--- start DATA SHOWN ---
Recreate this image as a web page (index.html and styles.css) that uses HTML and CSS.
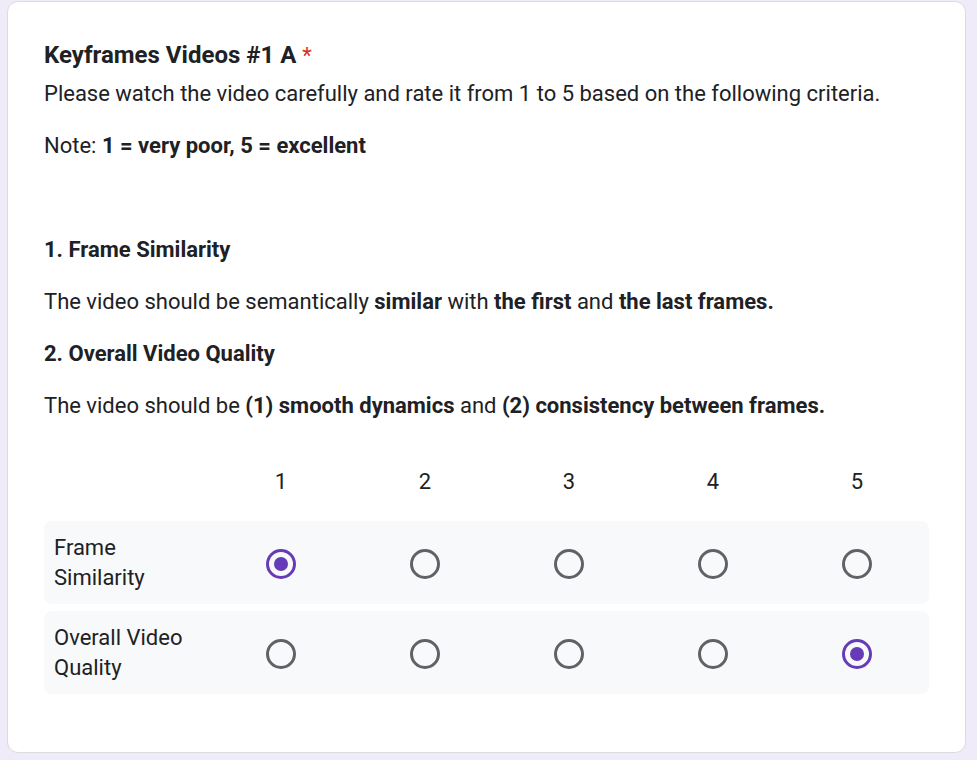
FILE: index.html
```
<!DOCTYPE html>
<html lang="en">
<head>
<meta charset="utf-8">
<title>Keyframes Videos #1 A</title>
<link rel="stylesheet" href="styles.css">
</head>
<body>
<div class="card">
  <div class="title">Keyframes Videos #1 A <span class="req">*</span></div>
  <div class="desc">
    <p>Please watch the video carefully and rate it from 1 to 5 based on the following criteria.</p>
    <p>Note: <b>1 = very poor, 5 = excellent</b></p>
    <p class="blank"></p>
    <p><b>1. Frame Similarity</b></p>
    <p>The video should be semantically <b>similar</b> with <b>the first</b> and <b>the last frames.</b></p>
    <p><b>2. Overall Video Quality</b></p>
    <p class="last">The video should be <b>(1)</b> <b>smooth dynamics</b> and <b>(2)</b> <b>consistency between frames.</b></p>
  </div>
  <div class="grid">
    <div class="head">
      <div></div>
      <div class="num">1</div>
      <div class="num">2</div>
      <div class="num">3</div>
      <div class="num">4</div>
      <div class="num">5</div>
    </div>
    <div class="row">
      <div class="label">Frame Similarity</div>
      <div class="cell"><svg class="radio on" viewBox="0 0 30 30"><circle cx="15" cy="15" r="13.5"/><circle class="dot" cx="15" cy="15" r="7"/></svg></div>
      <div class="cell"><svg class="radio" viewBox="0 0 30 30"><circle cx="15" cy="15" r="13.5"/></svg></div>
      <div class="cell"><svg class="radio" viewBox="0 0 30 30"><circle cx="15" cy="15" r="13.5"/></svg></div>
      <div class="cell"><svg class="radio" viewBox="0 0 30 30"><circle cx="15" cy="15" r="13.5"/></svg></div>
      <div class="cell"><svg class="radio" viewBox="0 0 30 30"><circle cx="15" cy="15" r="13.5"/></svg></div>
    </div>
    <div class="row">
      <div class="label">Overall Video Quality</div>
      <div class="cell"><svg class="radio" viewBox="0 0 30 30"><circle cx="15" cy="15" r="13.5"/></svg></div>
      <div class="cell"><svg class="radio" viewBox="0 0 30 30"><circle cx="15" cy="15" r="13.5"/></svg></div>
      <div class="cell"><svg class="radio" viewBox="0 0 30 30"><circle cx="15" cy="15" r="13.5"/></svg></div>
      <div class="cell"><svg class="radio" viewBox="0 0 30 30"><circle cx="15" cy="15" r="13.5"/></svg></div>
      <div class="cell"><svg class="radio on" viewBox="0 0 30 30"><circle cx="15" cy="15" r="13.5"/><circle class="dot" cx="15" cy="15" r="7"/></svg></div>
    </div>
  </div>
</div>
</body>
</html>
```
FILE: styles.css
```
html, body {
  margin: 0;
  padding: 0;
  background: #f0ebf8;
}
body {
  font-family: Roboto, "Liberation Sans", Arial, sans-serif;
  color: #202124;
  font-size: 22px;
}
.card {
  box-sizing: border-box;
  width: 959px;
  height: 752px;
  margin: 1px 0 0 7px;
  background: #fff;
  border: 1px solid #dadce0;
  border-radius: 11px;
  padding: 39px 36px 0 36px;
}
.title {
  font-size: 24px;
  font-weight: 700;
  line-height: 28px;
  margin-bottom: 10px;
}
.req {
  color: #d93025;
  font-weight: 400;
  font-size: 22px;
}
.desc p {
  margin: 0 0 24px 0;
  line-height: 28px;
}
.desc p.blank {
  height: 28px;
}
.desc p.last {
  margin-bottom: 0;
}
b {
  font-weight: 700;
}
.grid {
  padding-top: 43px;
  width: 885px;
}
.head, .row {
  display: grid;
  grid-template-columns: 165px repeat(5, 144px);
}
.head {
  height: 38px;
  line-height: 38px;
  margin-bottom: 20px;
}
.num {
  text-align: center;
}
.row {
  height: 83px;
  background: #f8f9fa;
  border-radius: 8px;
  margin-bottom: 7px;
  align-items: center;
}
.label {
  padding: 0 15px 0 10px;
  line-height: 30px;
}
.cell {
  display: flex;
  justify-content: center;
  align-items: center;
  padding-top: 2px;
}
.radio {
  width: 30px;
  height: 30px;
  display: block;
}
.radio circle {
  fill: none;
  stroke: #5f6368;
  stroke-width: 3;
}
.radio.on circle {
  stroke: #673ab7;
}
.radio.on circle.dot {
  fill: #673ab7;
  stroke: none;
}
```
--- end DATA SHOWN ---
EXERCISE TASK —
Copy the material shown above in full and exactly. Skip the pictures.

REPLY TO THE EXERCISE —
Recreate this image as a web page (index.html and styles.css) that uses HTML and CSS.
FILE: index.html
```
<!DOCTYPE html>
<html lang="en">
<head>
<meta charset="utf-8">
<title>Keyframes Videos #1 A</title>
<link rel="stylesheet" href="styles.css">
</head>
<body>
<div class="card">
  <div class="title">Keyframes Videos #1 A <span class="req">*</span></div>
  <div class="desc">
    <p>Please watch the video carefully and rate it from 1 to 5 based on the following criteria.</p>
    <p>Note: <b>1 = very poor, 5 = excellent</b></p>
    <p class="blank"></p>
    <p><b>1. Frame Similarity</b></p>
    <p>The video should be semantically <b>similar</b> with <b>the first</b> and <b>the last frames.</b></p>
    <p><b>2. Overall Video Quality</b></p>
    <p class="last">The video should be <b>(1)</b> <b>smooth dynamics</b> and <b>(2)</b> <b>consistency between frames.</b></p>
  </div>
  <div class="grid">
    <div class="head">
      <div></div>
      <div class="num">1</div>
      <div class="num">2</div>
      <div class="num">3</div>
      <div class="num">4</div>
      <div class="num">5</div>
    </div>
    <div class="row">
      <div class="label">Frame Similarity</div>
      <div class="cell"><svg class="radio on" viewBox="0 0 30 30"><circle cx="15" cy="15" r="13.5"/><circle class="dot" cx="15" cy="15" r="7"/></svg></div>
      <div class="cell"><svg class="radio" viewBox="0 0 30 30"><circle cx="15" cy="15" r="13.5"/></svg></div>
      <div class="cell"><svg class="radio" viewBox="0 0 30 30"><circle cx="15" cy="15" r="13.5"/></svg></div>
      <div class="cell"><svg class="radio" viewBox="0 0 30 30"><circle cx="15" cy="15" r="13.5"/></svg></div>
      <div class="cell"><svg class="radio" viewBox="0 0 30 30"><circle cx="15" cy="15" r="13.5"/></svg></div>
    </div>
    <div class="row">
      <div class="label">Overall Video Quality</div>
      <div class="cell"><svg class="radio" viewBox="0 0 30 30"><circle cx="15" cy="15" r="13.5"/></svg></div>
      <div class="cell"><svg class="radio" viewBox="0 0 30 30"><circle cx="15" cy="15" r="13.5"/></svg></div>
      <div class="cell"><svg class="radio" viewBox="0 0 30 30"><circle cx="15" cy="15" r="13.5"/></svg></div>
      <div class="cell"><svg class="radio" viewBox="0 0 30 30"><circle cx="15" cy="15" r="13.5"/></svg></div>
      <div class="cell"><svg class="radio on" viewBox="0 0 30 30"><circle cx="15" cy="15" r="13.5"/><circle class="dot" cx="15" cy="15" r="7"/></svg></div>
    </div>
  </div>
</div>
</body>
</html>
```
FILE: styles.css
```
html, body {
  margin: 0;
  padding: 0;
  background: #f0ebf8;
}
body {
  font-family: Roboto, "Liberation Sans", Arial, sans-serif;
  color: #202124;
  font-size: 22px;
}
.card {
  box-sizing: border-box;
  width: 959px;
  height: 752px;
  margin: 1px 0 0 7px;
  background: #fff;
  border: 1px solid #dadce0;
  border-radius: 11px;
  padding: 39px 36px 0 36px;
}
.title {
  font-size: 24px;
  font-weight: 700;
  line-height: 28px;
  margin-bottom: 10px;
}
.req {
  color: #d93025;
  font-weight: 400;
  font-size: 22px;
}
.desc p {
  margin: 0 0 24px 0;
  line-height: 28px;
}
.desc p.blank {
  height: 28px;
}
.desc p.last {
  margin-bottom: 0;
}
b {
  font-weight: 700;
}
.grid {
  padding-top: 43px;
  width: 885px;
}
.head, .row {
  display: grid;
  grid-template-columns: 165px repeat(5, 144px);
}
.head {
  height: 38px;
  line-height: 38px;
  margin-bottom: 20px;
}
.num {
  text-align: center;
}
.row {
  height: 83px;
  background: #f8f9fa;
  border-radius: 8px;
  margin-bottom: 7px;
  align-items: center;
}
.label {
  padding: 0 15px 0 10px;
  line-height: 30px;
}
.cell {
  display: flex;
  justify-content: center;
  align-items: center;
  padding-top: 2px;
}
.radio {
  width: 30px;
  height: 30px;
  display: block;
}
.radio circle {
  fill: none;
  stroke: #5f6368;
  stroke-width: 3;
}
.radio.on circle {
  stroke: #673ab7;
}
.radio.on circle.dot {
  fill: #673ab7;
  stroke: none;
}
```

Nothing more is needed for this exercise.